WHAT IS EXPECTED:
Copy everything in the listing below word for word, apart from any images.

PROVIDED DATA:
START
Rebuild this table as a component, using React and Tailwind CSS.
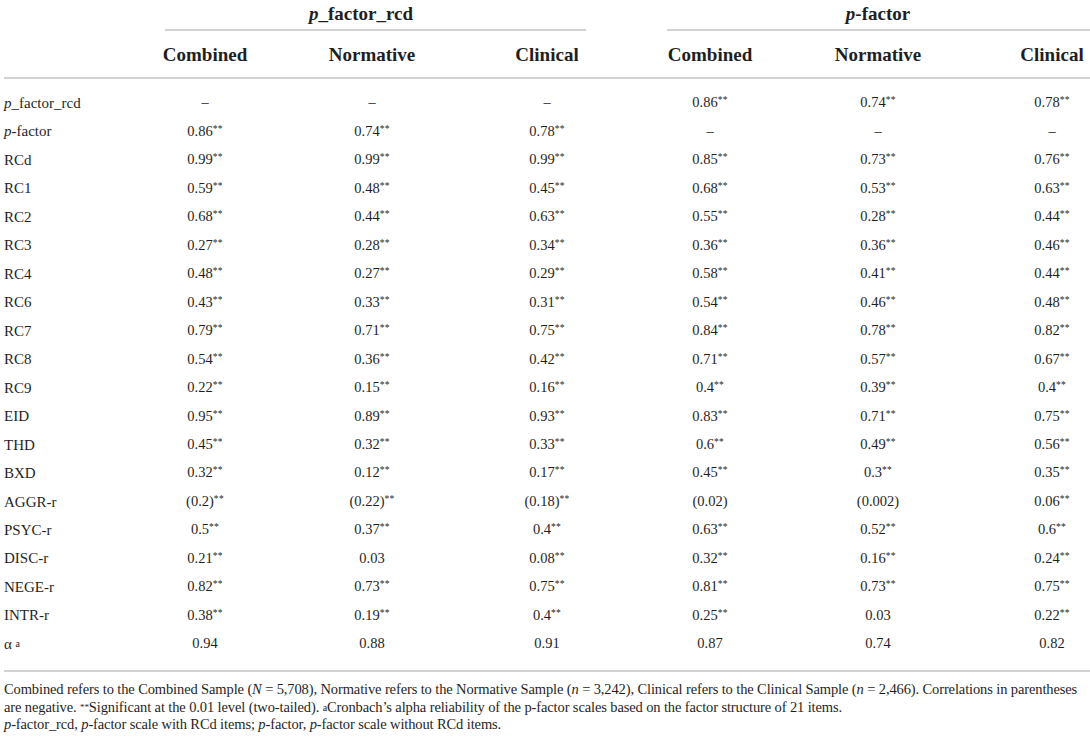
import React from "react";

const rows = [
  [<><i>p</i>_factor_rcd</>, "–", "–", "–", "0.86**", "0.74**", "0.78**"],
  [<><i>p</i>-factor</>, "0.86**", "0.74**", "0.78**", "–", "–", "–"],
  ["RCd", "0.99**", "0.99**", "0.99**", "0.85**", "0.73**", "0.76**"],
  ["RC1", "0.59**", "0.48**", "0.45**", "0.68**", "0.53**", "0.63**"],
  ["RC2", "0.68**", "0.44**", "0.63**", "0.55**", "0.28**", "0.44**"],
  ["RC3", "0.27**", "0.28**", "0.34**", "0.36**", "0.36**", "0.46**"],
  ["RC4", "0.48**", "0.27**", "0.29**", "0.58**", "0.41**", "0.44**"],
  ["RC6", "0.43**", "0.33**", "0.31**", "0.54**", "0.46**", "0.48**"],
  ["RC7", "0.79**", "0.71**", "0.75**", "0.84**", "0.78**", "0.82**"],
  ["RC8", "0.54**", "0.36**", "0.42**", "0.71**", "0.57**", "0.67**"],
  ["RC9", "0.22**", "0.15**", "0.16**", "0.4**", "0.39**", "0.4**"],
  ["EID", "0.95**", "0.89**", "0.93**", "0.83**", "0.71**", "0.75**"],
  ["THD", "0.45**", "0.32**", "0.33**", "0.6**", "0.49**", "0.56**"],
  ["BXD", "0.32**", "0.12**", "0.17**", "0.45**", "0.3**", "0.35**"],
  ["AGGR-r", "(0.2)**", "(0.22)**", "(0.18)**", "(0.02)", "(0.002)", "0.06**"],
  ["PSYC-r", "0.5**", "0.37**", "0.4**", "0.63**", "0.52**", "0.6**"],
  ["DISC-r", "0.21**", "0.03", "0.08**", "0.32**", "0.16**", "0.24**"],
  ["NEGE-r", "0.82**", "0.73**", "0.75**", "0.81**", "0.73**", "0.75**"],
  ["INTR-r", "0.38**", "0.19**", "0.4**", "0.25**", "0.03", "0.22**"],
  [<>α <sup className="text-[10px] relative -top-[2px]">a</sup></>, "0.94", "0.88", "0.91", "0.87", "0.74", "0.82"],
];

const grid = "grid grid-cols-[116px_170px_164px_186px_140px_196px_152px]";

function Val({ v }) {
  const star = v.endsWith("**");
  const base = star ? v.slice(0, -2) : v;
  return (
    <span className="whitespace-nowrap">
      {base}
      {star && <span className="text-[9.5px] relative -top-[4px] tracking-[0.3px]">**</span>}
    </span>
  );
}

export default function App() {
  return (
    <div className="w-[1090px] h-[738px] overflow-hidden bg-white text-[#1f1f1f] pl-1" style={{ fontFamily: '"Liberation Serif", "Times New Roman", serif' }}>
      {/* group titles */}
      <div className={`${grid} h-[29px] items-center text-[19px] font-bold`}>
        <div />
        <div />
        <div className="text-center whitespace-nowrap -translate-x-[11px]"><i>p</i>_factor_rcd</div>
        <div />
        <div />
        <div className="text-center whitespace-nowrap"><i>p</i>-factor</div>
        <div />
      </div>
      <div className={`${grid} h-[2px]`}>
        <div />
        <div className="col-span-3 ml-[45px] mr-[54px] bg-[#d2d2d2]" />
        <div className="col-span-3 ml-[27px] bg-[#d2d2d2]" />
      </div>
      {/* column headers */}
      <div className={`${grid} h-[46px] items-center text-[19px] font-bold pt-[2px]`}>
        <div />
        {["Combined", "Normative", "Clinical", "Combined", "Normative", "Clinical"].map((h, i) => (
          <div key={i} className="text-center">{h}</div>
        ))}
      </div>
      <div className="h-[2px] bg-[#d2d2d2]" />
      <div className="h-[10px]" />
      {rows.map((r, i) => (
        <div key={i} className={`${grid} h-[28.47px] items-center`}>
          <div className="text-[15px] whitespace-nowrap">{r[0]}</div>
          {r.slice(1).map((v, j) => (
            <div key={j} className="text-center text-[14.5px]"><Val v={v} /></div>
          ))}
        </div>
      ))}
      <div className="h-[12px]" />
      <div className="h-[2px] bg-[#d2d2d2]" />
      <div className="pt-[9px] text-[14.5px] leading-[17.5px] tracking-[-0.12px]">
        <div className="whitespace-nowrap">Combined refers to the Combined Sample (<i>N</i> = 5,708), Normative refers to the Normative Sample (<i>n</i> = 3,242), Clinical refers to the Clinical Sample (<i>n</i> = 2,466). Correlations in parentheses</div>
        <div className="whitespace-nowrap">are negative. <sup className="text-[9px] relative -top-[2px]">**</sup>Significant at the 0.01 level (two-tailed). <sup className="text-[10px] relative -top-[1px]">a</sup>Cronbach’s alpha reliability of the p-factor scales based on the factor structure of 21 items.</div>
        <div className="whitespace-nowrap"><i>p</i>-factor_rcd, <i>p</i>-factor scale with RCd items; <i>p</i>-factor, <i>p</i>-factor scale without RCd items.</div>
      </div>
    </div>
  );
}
END
OUTPUT OF THE EXERCISE:
Rebuild this table as a component, using React and Tailwind CSS.
import React from "react";

const rows = [
  [<><i>p</i>_factor_rcd</>, "–", "–", "–", "0.86**", "0.74**", "0.78**"],
  [<><i>p</i>-factor</>, "0.86**", "0.74**", "0.78**", "–", "–", "–"],
  ["RCd", "0.99**", "0.99**", "0.99**", "0.85**", "0.73**", "0.76**"],
  ["RC1", "0.59**", "0.48**", "0.45**", "0.68**", "0.53**", "0.63**"],
  ["RC2", "0.68**", "0.44**", "0.63**", "0.55**", "0.28**", "0.44**"],
  ["RC3", "0.27**", "0.28**", "0.34**", "0.36**", "0.36**", "0.46**"],
  ["RC4", "0.48**", "0.27**", "0.29**", "0.58**", "0.41**", "0.44**"],
  ["RC6", "0.43**", "0.33**", "0.31**", "0.54**", "0.46**", "0.48**"],
  ["RC7", "0.79**", "0.71**", "0.75**", "0.84**", "0.78**", "0.82**"],
  ["RC8", "0.54**", "0.36**", "0.42**", "0.71**", "0.57**", "0.67**"],
  ["RC9", "0.22**", "0.15**", "0.16**", "0.4**", "0.39**", "0.4**"],
  ["EID", "0.95**", "0.89**", "0.93**", "0.83**", "0.71**", "0.75**"],
  ["THD", "0.45**", "0.32**", "0.33**", "0.6**", "0.49**", "0.56**"],
  ["BXD", "0.32**", "0.12**", "0.17**", "0.45**", "0.3**", "0.35**"],
  ["AGGR-r", "(0.2)**", "(0.22)**", "(0.18)**", "(0.02)", "(0.002)", "0.06**"],
  ["PSYC-r", "0.5**", "0.37**", "0.4**", "0.63**", "0.52**", "0.6**"],
  ["DISC-r", "0.21**", "0.03", "0.08**", "0.32**", "0.16**", "0.24**"],
  ["NEGE-r", "0.82**", "0.73**", "0.75**", "0.81**", "0.73**", "0.75**"],
  ["INTR-r", "0.38**", "0.19**", "0.4**", "0.25**", "0.03", "0.22**"],
  [<>α <sup className="text-[10px] relative -top-[2px]">a</sup></>, "0.94", "0.88", "0.91", "0.87", "0.74", "0.82"],
];

const grid = "grid grid-cols-[116px_170px_164px_186px_140px_196px_152px]";

function Val({ v }) {
  const star = v.endsWith("**");
  const base = star ? v.slice(0, -2) : v;
  return (
    <span className="whitespace-nowrap">
      {base}
      {star && <span className="text-[9.5px] relative -top-[4px] tracking-[0.3px]">**</span>}
    </span>
  );
}

export default function App() {
  return (
    <div className="w-[1090px] h-[738px] overflow-hidden bg-white text-[#1f1f1f] pl-1" style={{ fontFamily: '"Liberation Serif", "Times New Roman", serif' }}>
      {/* group titles */}
      <div className={`${grid} h-[29px] items-center text-[19px] font-bold`}>
        <div />
        <div />
        <div className="text-center whitespace-nowrap -translate-x-[11px]"><i>p</i>_factor_rcd</div>
        <div />
        <div />
        <div className="text-center whitespace-nowrap"><i>p</i>-factor</div>
        <div />
      </div>
      <div className={`${grid} h-[2px]`}>
        <div />
        <div className="col-span-3 ml-[45px] mr-[54px] bg-[#d2d2d2]" />
        <div className="col-span-3 ml-[27px] bg-[#d2d2d2]" />
      </div>
      {/* column headers */}
      <div className={`${grid} h-[46px] items-center text-[19px] font-bold pt-[2px]`}>
        <div />
        {["Combined", "Normative", "Clinical", "Combined", "Normative", "Clinical"].map((h, i) => (
          <div key={i} className="text-center">{h}</div>
        ))}
      </div>
      <div className="h-[2px] bg-[#d2d2d2]" />
      <div className="h-[10px]" />
      {rows.map((r, i) => (
        <div key={i} className={`${grid} h-[28.47px] items-center`}>
          <div className="text-[15px] whitespace-nowrap">{r[0]}</div>
          {r.slice(1).map((v, j) => (
            <div key={j} className="text-center text-[14.5px]"><Val v={v} /></div>
          ))}
        </div>
      ))}
      <div className="h-[12px]" />
      <div className="h-[2px] bg-[#d2d2d2]" />
      <div className="pt-[9px] text-[14.5px] leading-[17.5px] tracking-[-0.12px]">
        <div className="whitespace-nowrap">Combined refers to the Combined Sample (<i>N</i> = 5,708), Normative refers to the Normative Sample (<i>n</i> = 3,242), Clinical refers to the Clinical Sample (<i>n</i> = 2,466). Correlations in parentheses</div>
        <div className="whitespace-nowrap">are negative. <sup className="text-[9px] relative -top-[2px]">**</sup>Significant at the 0.01 level (two-tailed). <sup className="text-[10px] relative -top-[1px]">a</sup>Cronbach’s alpha reliability of the p-factor scales based on the factor structure of 21 items.</div>
        <div className="whitespace-nowrap"><i>p</i>-factor_rcd, <i>p</i>-factor scale with RCd items; <i>p</i>-factor, <i>p</i>-factor scale without RCd items.</div>
      </div>
    </div>
  );
}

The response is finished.